Sunday, May 3, 2009

Pride - U2, Having just visited MLKs Neighborhood


I'm in Atlanta for the first time in 15 or so years, and have been stuck in a hermetically sealed conference hotel for the better part of three days. Today is my only full free day before more meetings tomorrow and then heading back to DC.

Friends on Facebook had suggested various things to do...Braves games (Can you say rain delay two days in a row?), Stone Mountain (too far, no car), APEX gallery (closed on Sunday), etc. So I decided to go to the Martin Luther King Historic Site and King Center, and I decided to get there by foot. Not a far walk, maybe a mile and a half. And it gave me the chance to walk through "Sweet Auburn," a neighborhood that was a thriving African -American community in the time of MLK.

First, the Center and Site - until researching for my visit, I didn't realize that there was a lot of angst between the family, who run the King Center, which includes MLK and Coretta Scott King's gravesite/memorial and the Park Service, which runs the "Historic Site" across the street.

The King Center was built in the 1970s, and apparently is essentially the MLK Library. They have trained tens of thousands of people in nonviolent change strategies, which is awesome. The facility itself is, frankly, pretty uninspired. It consists of three rooms - one about MLK and CSK, one about Rosa Parks, and one about Gandhi. Yes, Gandhi. The displays look like something out of an elite high school's "black history month" fair.
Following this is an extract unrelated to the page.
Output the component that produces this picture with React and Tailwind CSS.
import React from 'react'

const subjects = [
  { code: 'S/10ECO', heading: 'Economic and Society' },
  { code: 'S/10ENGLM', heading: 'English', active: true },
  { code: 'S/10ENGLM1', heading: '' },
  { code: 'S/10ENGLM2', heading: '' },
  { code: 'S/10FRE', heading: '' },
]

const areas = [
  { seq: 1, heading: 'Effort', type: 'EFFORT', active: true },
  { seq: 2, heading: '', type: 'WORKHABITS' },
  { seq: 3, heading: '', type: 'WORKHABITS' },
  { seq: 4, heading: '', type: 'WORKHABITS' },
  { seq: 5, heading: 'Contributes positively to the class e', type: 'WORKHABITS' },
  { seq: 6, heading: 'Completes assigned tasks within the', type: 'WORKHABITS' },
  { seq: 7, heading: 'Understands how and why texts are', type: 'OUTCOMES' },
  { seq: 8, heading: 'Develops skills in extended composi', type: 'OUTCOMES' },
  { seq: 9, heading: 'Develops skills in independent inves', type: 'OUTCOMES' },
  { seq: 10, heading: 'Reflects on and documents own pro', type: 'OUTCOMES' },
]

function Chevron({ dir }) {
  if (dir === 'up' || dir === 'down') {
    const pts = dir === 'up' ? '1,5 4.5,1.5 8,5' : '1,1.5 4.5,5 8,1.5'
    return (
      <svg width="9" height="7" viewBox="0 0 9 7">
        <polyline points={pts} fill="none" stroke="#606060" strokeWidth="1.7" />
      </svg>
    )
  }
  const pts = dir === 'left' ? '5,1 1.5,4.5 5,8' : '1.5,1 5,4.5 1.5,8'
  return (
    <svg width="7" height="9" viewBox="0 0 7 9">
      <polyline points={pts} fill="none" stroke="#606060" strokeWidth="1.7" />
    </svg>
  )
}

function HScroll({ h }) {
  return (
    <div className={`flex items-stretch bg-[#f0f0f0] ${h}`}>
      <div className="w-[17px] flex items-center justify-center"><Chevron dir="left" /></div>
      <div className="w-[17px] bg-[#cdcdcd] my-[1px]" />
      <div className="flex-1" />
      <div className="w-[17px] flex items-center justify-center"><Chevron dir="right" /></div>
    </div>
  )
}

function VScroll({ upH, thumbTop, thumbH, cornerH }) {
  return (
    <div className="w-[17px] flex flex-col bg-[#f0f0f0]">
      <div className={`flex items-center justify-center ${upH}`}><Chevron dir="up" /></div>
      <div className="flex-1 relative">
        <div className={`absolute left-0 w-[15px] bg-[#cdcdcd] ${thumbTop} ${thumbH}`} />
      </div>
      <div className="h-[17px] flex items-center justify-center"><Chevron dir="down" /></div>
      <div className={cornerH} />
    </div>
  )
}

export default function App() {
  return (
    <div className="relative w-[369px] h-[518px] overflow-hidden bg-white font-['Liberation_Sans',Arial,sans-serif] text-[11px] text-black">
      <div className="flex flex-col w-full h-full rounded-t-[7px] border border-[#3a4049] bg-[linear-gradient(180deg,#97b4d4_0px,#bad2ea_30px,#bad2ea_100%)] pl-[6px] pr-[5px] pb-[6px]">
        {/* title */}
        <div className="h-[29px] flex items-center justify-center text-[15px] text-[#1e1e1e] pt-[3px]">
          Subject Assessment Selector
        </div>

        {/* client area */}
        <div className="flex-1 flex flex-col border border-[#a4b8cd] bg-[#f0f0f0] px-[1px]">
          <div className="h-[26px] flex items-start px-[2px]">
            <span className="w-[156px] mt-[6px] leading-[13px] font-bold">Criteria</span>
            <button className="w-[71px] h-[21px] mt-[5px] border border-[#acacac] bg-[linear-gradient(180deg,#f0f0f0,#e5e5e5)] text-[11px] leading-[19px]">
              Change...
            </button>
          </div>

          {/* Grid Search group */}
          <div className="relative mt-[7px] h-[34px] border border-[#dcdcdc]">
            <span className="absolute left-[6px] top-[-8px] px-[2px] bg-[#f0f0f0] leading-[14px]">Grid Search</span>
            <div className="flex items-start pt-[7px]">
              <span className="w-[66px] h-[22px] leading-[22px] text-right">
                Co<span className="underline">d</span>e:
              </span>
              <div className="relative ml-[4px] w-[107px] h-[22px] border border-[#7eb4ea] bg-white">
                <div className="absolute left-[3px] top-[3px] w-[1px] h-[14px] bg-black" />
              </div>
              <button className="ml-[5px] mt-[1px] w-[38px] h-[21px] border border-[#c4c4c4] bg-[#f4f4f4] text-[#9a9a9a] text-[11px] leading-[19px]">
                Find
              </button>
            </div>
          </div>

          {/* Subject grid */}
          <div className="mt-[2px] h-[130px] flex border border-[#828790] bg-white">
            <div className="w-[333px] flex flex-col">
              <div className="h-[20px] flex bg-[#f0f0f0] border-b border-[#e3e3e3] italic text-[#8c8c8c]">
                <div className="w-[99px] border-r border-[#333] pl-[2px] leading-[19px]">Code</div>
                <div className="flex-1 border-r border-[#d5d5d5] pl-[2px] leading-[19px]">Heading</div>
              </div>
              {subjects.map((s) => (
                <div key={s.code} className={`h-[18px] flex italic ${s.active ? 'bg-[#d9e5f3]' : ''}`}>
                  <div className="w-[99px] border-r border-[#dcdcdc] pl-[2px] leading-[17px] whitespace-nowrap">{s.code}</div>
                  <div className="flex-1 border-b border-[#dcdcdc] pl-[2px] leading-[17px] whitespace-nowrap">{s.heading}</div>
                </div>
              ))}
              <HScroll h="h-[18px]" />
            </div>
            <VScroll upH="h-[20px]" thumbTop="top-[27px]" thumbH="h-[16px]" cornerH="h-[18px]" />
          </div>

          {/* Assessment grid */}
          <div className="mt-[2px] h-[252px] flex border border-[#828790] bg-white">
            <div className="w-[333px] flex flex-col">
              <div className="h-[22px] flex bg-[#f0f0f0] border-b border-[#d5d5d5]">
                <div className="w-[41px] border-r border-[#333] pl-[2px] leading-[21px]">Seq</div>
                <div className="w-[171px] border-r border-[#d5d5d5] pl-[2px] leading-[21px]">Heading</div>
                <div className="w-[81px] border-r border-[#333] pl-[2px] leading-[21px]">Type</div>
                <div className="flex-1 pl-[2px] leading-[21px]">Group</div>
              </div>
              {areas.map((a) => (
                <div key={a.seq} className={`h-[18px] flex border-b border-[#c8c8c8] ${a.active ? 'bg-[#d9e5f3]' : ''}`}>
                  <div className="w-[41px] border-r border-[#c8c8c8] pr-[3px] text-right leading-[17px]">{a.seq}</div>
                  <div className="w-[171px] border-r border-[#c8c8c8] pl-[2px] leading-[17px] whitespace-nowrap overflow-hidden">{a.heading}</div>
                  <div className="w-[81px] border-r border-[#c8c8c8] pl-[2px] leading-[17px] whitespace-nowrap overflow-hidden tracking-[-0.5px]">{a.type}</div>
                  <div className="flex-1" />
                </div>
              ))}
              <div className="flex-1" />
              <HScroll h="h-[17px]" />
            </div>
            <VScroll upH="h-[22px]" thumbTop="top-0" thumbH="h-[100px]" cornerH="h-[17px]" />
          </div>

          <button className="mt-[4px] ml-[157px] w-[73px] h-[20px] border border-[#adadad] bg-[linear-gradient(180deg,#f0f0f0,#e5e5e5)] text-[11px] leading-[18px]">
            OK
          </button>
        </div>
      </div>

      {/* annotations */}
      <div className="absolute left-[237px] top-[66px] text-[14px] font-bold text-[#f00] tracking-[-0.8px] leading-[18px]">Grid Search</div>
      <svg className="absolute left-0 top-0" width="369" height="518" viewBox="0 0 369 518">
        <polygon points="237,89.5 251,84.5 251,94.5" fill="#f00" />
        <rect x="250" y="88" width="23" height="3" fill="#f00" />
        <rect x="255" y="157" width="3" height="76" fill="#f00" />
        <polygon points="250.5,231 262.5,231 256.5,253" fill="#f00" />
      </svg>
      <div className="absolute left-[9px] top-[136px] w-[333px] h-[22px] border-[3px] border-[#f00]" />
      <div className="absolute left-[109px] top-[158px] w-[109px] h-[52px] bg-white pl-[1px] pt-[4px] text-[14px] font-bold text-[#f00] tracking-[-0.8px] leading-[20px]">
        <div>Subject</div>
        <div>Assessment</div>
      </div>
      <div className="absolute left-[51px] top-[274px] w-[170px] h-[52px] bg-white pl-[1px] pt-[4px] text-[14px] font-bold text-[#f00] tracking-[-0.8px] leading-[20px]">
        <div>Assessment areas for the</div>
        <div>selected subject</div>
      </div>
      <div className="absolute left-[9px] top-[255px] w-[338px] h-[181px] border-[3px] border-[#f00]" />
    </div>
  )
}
The best thing about them is the real items they have to display - the suitcase MLK packed before his fatal trip to Memphis, his Grammy for spoken word, the dress she wore to sing a Freedom Concert. In fact, I learned a lot about CSK. She was a force. The tomb is on the property, as is his childhood home, and the original Ebenezer Baptist Church is next door.

While I was there, people were arriving to attend services at Old Ebenezer. And New Ebenezer - the new church...which is across the street adjacent to the Park Service-run Historic Site, which was built in the mid 1990's.
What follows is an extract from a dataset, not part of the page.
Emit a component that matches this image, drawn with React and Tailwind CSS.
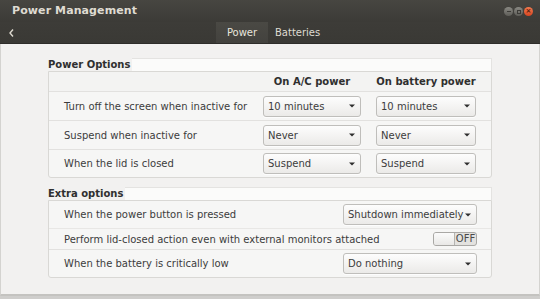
import React from "react";

const font = { fontFamily: '"DejaVu Sans", "Liberation Sans", sans-serif' };

const Arrow = () => (
  <svg width="6" height="4" viewBox="0 0 6 4" className="shrink-0">
    <path d="M0 0.5 L6 0.5 L3 3.5 Z" fill="#2e2e2e" />
  </svg>
);

const Combo = ({ value, w }) => (
  <div
    className={`${w} h-[21px] flex items-center justify-between pl-[4px] pr-[5px] rounded-[3px] border border-[#bfbebb] bg-gradient-to-b from-[#fdfdfd] to-[#ebeae8] shadow-[0_1px_0_rgba(255,255,255,0.8)] text-[10px] text-[#3c3c3c]`}
  >
    <span className="whitespace-nowrap">{value}</span>
    <Arrow />
  </div>
);

const SectionTitle = ({ children }) => (
  <div className="flex h-[13px] items-stretch">
    <p className="pr-[2px] text-[10px] font-bold leading-[13px] text-[#2f2f2f]">{children}</p>
    <div className="flex-1 bg-[#fbfbfa] border-t border-r border-[#e4e3e1]" />
  </div>
);

const PowerRow = ({ label, ac, bat, h = "h-[29px]", last }) => (
  <div className={`grid grid-cols-[214px_113px_1fr] items-center ${h} ${last ? "" : "border-b border-[#e2e1df]"}`}>
    <p className="pl-[15px] text-[10px] text-[#3c3c3c]">{label}</p>
    <Combo value={ac} w="w-[98px]" />
    <Combo value={bat} w="w-[100px]" />
  </div>
);

export default function App() {
  return (
    <div style={font} className="w-[540px] h-[299px] bg-[#cfcecc] overflow-hidden">
      {/* title bar */}
      <div className="h-[22px] flex items-center justify-between bg-gradient-to-b from-[#474641] to-[#3c3b37] pl-[12px] pr-[7px]">
        <p className="text-[11px] font-bold text-[#dfdbd2] tracking-[0.1px]">Power Management</p>
        <div className="flex items-center gap-[1px] pt-[1px]">
          <span className="w-[9px] h-[9px] rounded-full bg-gradient-to-b from-[#8a8983] to-[#5e5d58] flex items-center justify-center">
            <span className="w-[4px] h-[1px] bg-[#3c3b37]" />
          </span>
          <span className="w-[9px] h-[9px] rounded-full bg-gradient-to-b from-[#8a8983] to-[#5e5d58] flex items-center justify-center">
            <span className="w-[4px] h-[4px] border border-[#3c3b37]" />
          </span>
          <span className="w-[9px] h-[9px] rounded-full bg-gradient-to-b from-[#f37a4f] to-[#d6441f] flex items-center justify-center text-[7px] leading-none text-[#5a1f0e] font-bold">
            ×
          </span>
        </div>
      </div>

      {/* toolbar */}
      <div className="h-[22px] flex items-stretch bg-gradient-to-b from-[#3d3c38] to-[#3a3935] border-b border-[#2e2d2a]">
        <div className="w-[22px] flex items-center justify-center">
          <svg width="5" height="8" viewBox="0 0 5 8">
            <path d="M4 0.5 L1 4 L4 7.5" fill="none" stroke="#dcd8cf" strokeWidth="1.4" />
          </svg>
        </div>
        <div className="w-[194px]" />
        <div className="w-[52px] flex items-center justify-center bg-gradient-to-b from-[#4a4944] to-[#43423e] text-[10px] text-[#e8e5de]">
          Power
        </div>
        <div className="pl-[7px] flex items-center text-[10px] text-[#dfdbd2]">Batteries</div>
      </div>

      {/* content */}
      <div className="h-[252px] bg-[#f2f1f0] border-l border-r border-[#d4d3d0] border-b-2 border-b-[#c4c3c0] pt-[14px] pl-[47px]">
        <div className="w-[444px]">
          <SectionTitle>Power Options</SectionTitle>
          <div className="bg-[#f6f6f5] border border-[#d9d8d5] rounded-b-[3px]">
            <div className="grid grid-cols-[214px_113px_1fr] items-center h-[20px] border-b border-[#e2e1df] bg-[#f3f3f2]">
              <span />
              <p className="w-[98px] text-center text-[10px] font-bold text-[#2f2f2f] whitespace-nowrap">On A/C power</p>
              <p className="w-[100px] text-center text-[10px] font-bold text-[#2f2f2f] whitespace-nowrap">On battery power</p>
            </div>
            <PowerRow label="Turn off the screen when inactive for" ac="10 minutes" bat="10 minutes" />
            <PowerRow label="Suspend when inactive for" ac="Never" bat="Never" />
            <PowerRow label="When the lid is closed" ac="Suspend" bat="Suspend" h="h-[27px]" last />
          </div>

          <div className="h-[9px]" />
          <SectionTitle>Extra options</SectionTitle>
          <div className="bg-[#f6f6f5] border border-[#d9d8d5] rounded-b-[3px]">
            <div className="flex items-center justify-between h-[28px] pl-[15px] pr-[14px] border-b border-[#e8e7e5]">
              <p className="text-[10px] text-[#3c3c3c]">When the power button is pressed</p>
              <Combo value="Shutdown immediately" w="w-[134px]" />
            </div>
            <div className="flex items-center justify-between h-[21px] pl-[15px] pr-[14px] border-b border-[#e2e1df]">
              <p className="text-[10px] text-[#3c3c3c]">Perform lid-closed action even with external monitors attached</p>
              <div className="w-[44px] h-[14px] flex rounded-[3px] border border-[#a9a8a5] overflow-hidden bg-[#e3e2df]">
                <div className="w-[21px] bg-gradient-to-b from-[#fbfbfb] to-[#e9e8e6] border-r border-[#b5b4b1]" />
                <div className="flex-1 flex items-center justify-center text-[10px] leading-none text-[#4a4a4a]">OFF</div>
              </div>
            </div>
            <div className="flex items-center justify-between h-[27px] pl-[15px] pr-[14px]">
              <p className="text-[10px] text-[#3c3c3c]">When the battery is critically low</p>
              <Combo value="Do nothing" w="w-[134px]" />
            </div>
          </div>
        </div>
      </div>
    </div>
  );
}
The Historic Site seems to be much better funded, maintained, and kept more recent. It has many displays, a theater, video, a civil rights "walk of fame" that features footprints of folks ranging from John Lewis to Dr. Dorothy Height. And the grounds are just beautiful.

The most upsetting part of the journey was the walk along several blocks of the neighborhood I mentioned above. Sweet Auburn seems to be more like Sour Auburn these days. Businesses are boarded up. Men were sleeping on the sidewalks and bus stops, public housing and boarded up apartments with barbed wire are more prevalent than families or row houses. It looks like gentrification is moving toward Sweet Auburn - the historic Odd Fellows Hall has a sign in its window that says, "Coming Soon - B Eco Breakfast Eatery." Huh?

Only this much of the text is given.